── Information provided ──

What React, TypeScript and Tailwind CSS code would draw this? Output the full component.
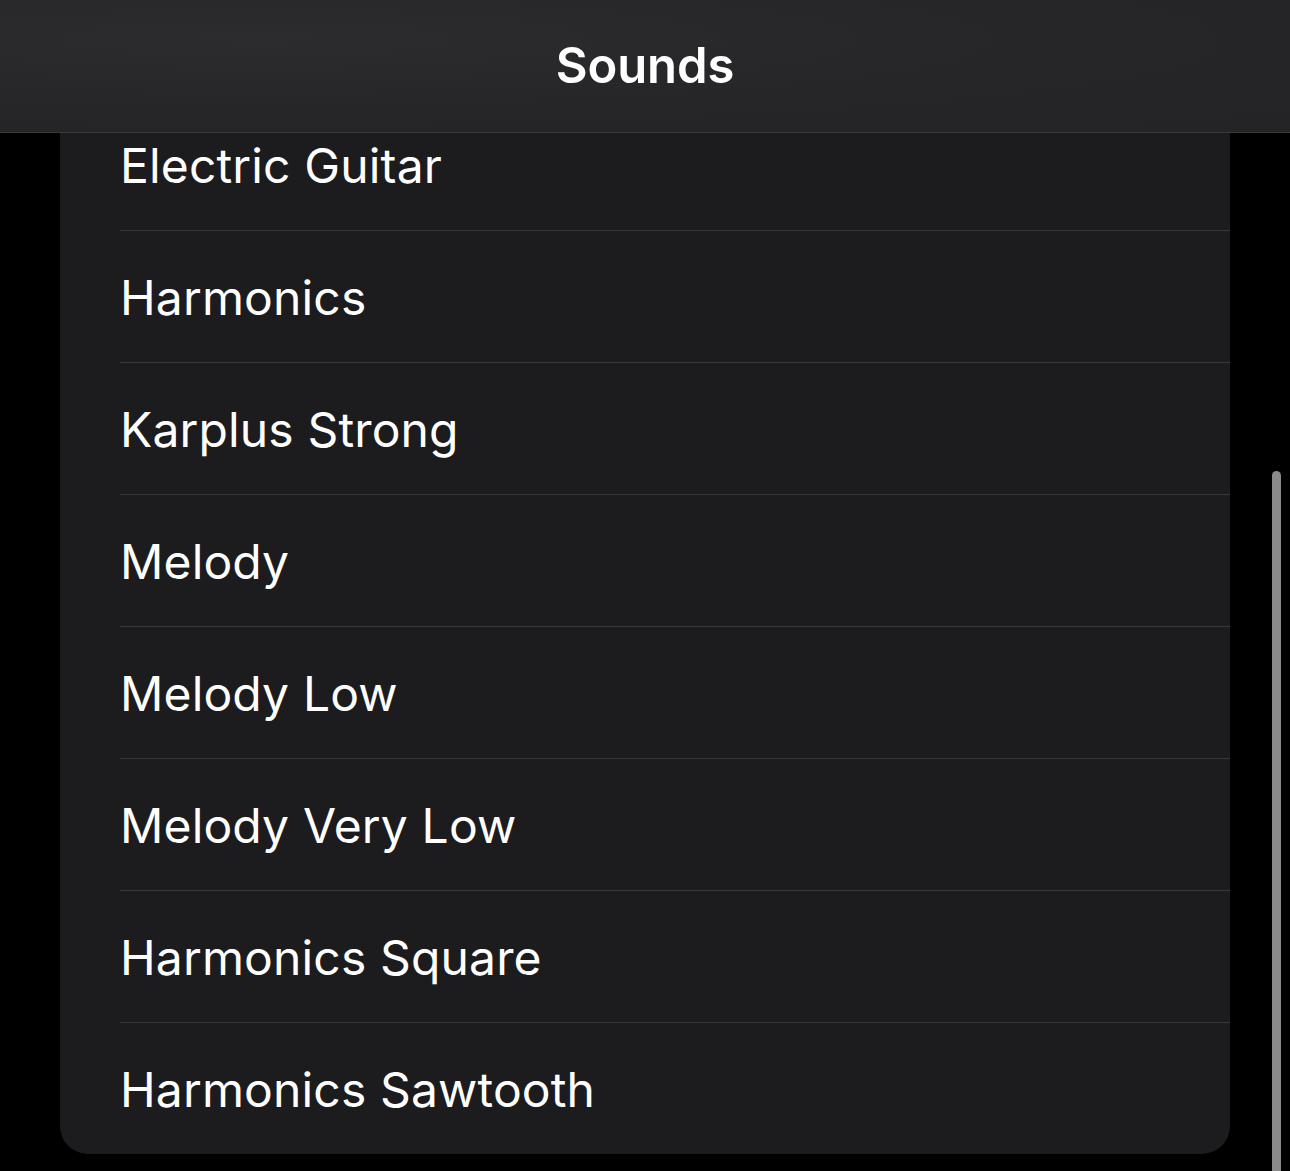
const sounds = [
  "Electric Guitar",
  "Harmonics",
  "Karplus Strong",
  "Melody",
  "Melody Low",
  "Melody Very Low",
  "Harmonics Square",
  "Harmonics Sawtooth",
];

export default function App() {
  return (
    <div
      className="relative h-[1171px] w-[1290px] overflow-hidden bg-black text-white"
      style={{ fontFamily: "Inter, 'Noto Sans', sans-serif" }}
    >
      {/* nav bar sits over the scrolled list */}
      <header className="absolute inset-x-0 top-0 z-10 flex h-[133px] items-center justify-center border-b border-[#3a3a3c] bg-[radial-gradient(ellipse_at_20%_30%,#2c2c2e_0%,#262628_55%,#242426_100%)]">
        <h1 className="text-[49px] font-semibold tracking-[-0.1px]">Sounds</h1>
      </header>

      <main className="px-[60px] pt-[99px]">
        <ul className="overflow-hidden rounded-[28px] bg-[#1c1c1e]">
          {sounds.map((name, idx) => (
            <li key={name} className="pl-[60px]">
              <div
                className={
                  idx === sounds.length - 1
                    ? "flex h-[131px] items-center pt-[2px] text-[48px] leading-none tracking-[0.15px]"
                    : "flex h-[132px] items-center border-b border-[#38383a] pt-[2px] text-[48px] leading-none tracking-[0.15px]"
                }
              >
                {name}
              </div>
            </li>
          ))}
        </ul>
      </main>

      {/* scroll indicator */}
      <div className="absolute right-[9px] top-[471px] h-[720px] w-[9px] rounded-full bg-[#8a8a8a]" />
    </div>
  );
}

───

▸ Work to complete: Quote the data above in full and without alteration; skip the pictures.

▸ Complete response:
What React, TypeScript and Tailwind CSS code would draw this? Output the full component.
const sounds = [
  "Electric Guitar",
  "Harmonics",
  "Karplus Strong",
  "Melody",
  "Melody Low",
  "Melody Very Low",
  "Harmonics Square",
  "Harmonics Sawtooth",
];

export default function App() {
  return (
    <div
      className="relative h-[1171px] w-[1290px] overflow-hidden bg-black text-white"
      style={{ fontFamily: "Inter, 'Noto Sans', sans-serif" }}
    >
      {/* nav bar sits over the scrolled list */}
      <header className="absolute inset-x-0 top-0 z-10 flex h-[133px] items-center justify-center border-b border-[#3a3a3c] bg-[radial-gradient(ellipse_at_20%_30%,#2c2c2e_0%,#262628_55%,#242426_100%)]">
        <h1 className="text-[49px] font-semibold tracking-[-0.1px]">Sounds</h1>
      </header>

      <main className="px-[60px] pt-[99px]">
        <ul className="overflow-hidden rounded-[28px] bg-[#1c1c1e]">
          {sounds.map((name, idx) => (
            <li key={name} className="pl-[60px]">
              <div
                className={
                  idx === sounds.length - 1
                    ? "flex h-[131px] items-center pt-[2px] text-[48px] leading-none tracking-[0.15px]"
                    : "flex h-[132px] items-center border-b border-[#38383a] pt-[2px] text-[48px] leading-none tracking-[0.15px]"
                }
              >
                {name}
              </div>
            </li>
          ))}
        </ul>
      </main>

      {/* scroll indicator */}
      <div className="absolute right-[9px] top-[471px] h-[720px] w-[9px] rounded-full bg-[#8a8a8a]" />
    </div>
  );
}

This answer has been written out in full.